Discussion in 'Civ5 - General Discussions' started by cduston, Feb 12, 2011.

  1. cduston

    cduston Chieftain

    Joined:
    Feb 12, 2011
    Messages:
    4
    I've been playing Civ since version 2 but only registered today. I read the Civ 5 criticism and a thread on this forum where members recommended other games.

    On the strength of that I bought Europa Universalis III Complete through Steam and thought I would provide a summary of the experience by way of a reality check.

    Mooted as a possible alternative to Civ5 this game has no manual to speak of. The tutorials on how to play they game are both incomplete and, more surprisingly, incompatible with the version they are shipped with. As a result the game starts without a clue to do even the most basic things like embark a unit for transport across water.

    Off to the forum for help and we discover you must enter your CD key to register for help or to comment at all. But I bought through Steam. The firm includes some incomplete and mistaken instructions on how to get a CD key out of your Steam install. Once you work out their mistaken instructions you find a key that the forum registration process claims in invalid. I'd post a complaint about that but of course can't.

    There is no vendor support and no community for this game in this method. You may have better luck but bear this in mind if you can only buy through an on-line partner like Steam.

    As for the game that is better than Civ. This game is in real time, but you can pause and slow it down a lot.

    The first big problem here is the computer player cheats in a truly massive way. In the most simple setting it will out play you even if you don't make structural mistakes like starting wars you could never win or triggering inflation to bankrupt yourself. Even if you play an easy nation (England), spend very little on wasteful military and successfully master their income system your rival France will invade three nations with impunity, field a military five times your size and be ahead in every technologies area between 20 and 40% in every field. All within fifty years.

    The second big problem with this mooted replacement is a disconnection in the sense of control of your own destiny. The game is hugely scripted. After about ten gaming attempts I learned how not to implode within twenty years of game start and that was about it. Nothing you do has much positive impact on your future but you can crash and burn very fast with poor choices. In the end this sense of non involvement in the game did me in. The clock keeps ticking along, you do this and that, but most of the game seems to run without your input. What few decisions you make don't keep you from falling behind. Much of the time I was little more than a spectator.

    You can't register for help. There are no functional instructions to explain your mistakes.

    You may have much more success with other games; this is but one person with one game. It's possible aspects of Civ annoy you - but no version of Civ has frustrated me more than this EUIII that was mooted as an alternative. Not even close.

    After this Civ5 will be a joy.
     
  2. wilebill

    wilebill Warlord

    Joined:
    Oct 27, 2005
    Messages:
    160
    Location:
    Ohio
    Played the EUIII demo. Not my sort of game, deleted it.

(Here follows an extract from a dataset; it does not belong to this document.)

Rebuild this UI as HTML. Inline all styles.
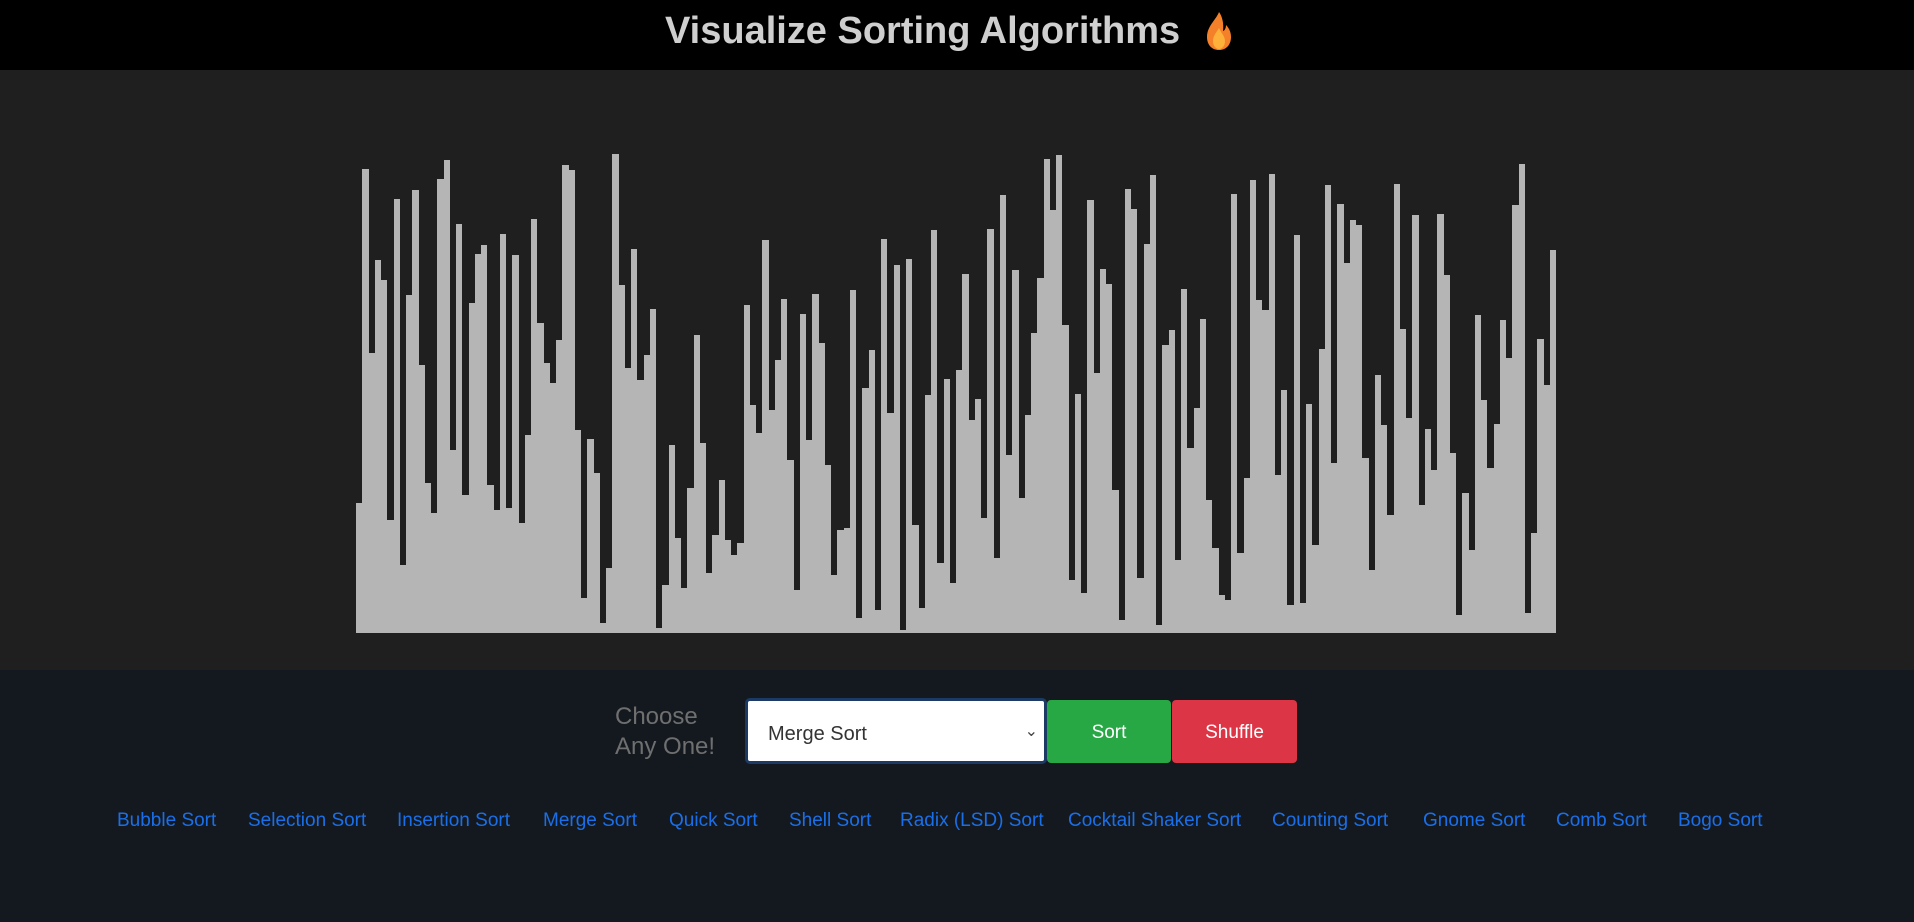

    Always respected the Paradox games highly, and admired those who can play them; but I myself am a bear of small brain with limited patience.

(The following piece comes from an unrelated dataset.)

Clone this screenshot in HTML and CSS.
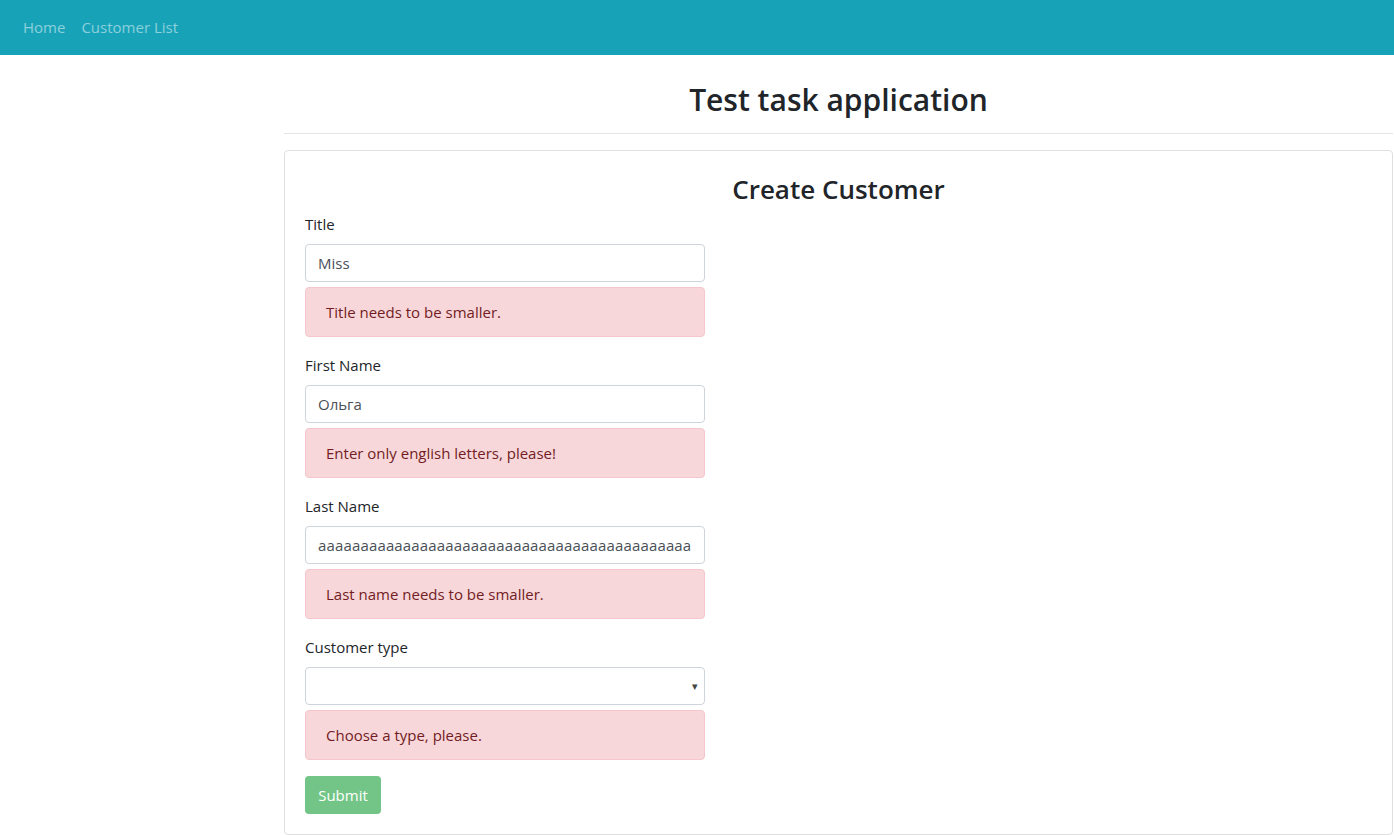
FILE: index.html
```html
<!DOCTYPE html>
<html lang="en">
<head>
<meta charset="utf-8">
<title>Test task application</title>
<link rel="stylesheet" href="styles.css">
</head>
<body>
<nav class="navbar">
  <a class="nav-link" href="#">Home</a>
  <a class="nav-link" href="#">Customer List</a>
</nav>
<main class="main">
  <header class="page-header">
    <h1 class="page-title">Test task application</h1>
  </header>
  <hr class="divider">
  <section class="card">
    <h2 class="card-title">Create Customer</h2>
    <form class="form">
      <div class="form-group">
        <label class="label">Title</label>
        <div class="input">Miss</div>
        <div class="alert">Title needs to be smaller.</div>
      </div>
      <div class="form-group">
        <label class="label">First Name</label>
        <div class="input">Ольга</div>
        <div class="alert">Enter only english letters, please!</div>
      </div>
      <div class="form-group">
        <label class="label">Last Name</label>
        <div class="input input-long">aaaaaaaaaaaaaaaaaaaaaaaaaaaaaaaaaaaaaaaaaaaa</div>
        <div class="alert">Last name needs to be smaller.</div>
      </div>
      <div class="form-group">
        <label class="label">Customer type</label>
        <div class="input select"><span class="caret">&#9662;</span></div>
        <div class="alert">Choose a type, please.</div>
      </div>
      <button type="button" class="btn">Submit</button>
    </form>
  </section>
</main>
</body>
</html>
```

FILE: styles.css
```css
* { box-sizing: border-box; }
html, body { margin: 0; padding: 0; }
body {
  font-family: "Open Sans", "Noto Sans", "Liberation Sans", sans-serif;
  font-size: 15px;
  line-height: 24px;
  color: #212529;
  background: #fff;
}
.navbar {
  height: 55px;
  background: #17a2b8;
  display: flex;
  align-items: center;
  padding: 0 15px 2px 15px;
}
.nav-link {
  color: rgba(255,255,255,0.5);
  text-decoration: none;
  padding: 0 8px;
  font-size: 15px;
}
.main {
  margin-left: 284px;
  padding-right: 1px;
}
.page-header {
  height: 78px;
  display: flex;
  align-items: center;
  justify-content: center;
}
.page-title {
  margin: 0;
  font-size: 30px;
  font-weight: 600;
  line-height: 38px;
  padding-top: 12px;
}
.divider {
  margin: 0 0 16px 0;
  border: 0;
  border-top: 1px solid #e5e5e5;
}
.card {
  border: 1px solid #dfdfdf;
  border-radius: 4px;
  padding: 19px 20px 20px 20px;
}
.card-title {
  margin: 0 0 4px 0;
  text-align: center;
  font-size: 26px;
  font-weight: 600;
  line-height: 38px;
}
.form { width: 400px; }
.form-group { margin-bottom: 16px; }
.label {
  display: block;
  margin-bottom: 8px;
}
.input {
  height: 38px;
  border: 1px solid #ced4da;
  border-radius: 4px;
  padding: 6px 12px;
  color: #495057;
  white-space: nowrap;
  overflow: hidden;
  position: relative;
}
.input-long { letter-spacing: 0.15px; }
.select .caret {
  position: absolute;
  right: 6px;
  top: 6px;
  font-size: 11px;
  color: #444;
}
.alert {
  margin-top: 5px;
  height: 50px;
  border: 1px solid #f5c6cb;
  background: #f8d7da;
  color: #721c24;
  border-radius: 4px;
  padding: 12px 20px;
}
.btn {
  display: block;
  height: 38px;
  width: 76px;
  border: 0;
  border-radius: 4px;
  background: #72c586;
  color: #fff;
  font-family: inherit;
  font-size: 15px;
  padding: 0;
}
```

    Got Civ V on release. Tech problems at that time made me quickly give it up. Worst was blast of air coming out back of 2 year old medium decent computer like unto hair dryer. Hope it has got better. Drop in here to read mostly, going to stay with original plan to give Civ V a year to mature before I try to play it again.

    Suggest get the Civ V Demo and see how that goes. Watching bits of Civ V play through on youtube is informative.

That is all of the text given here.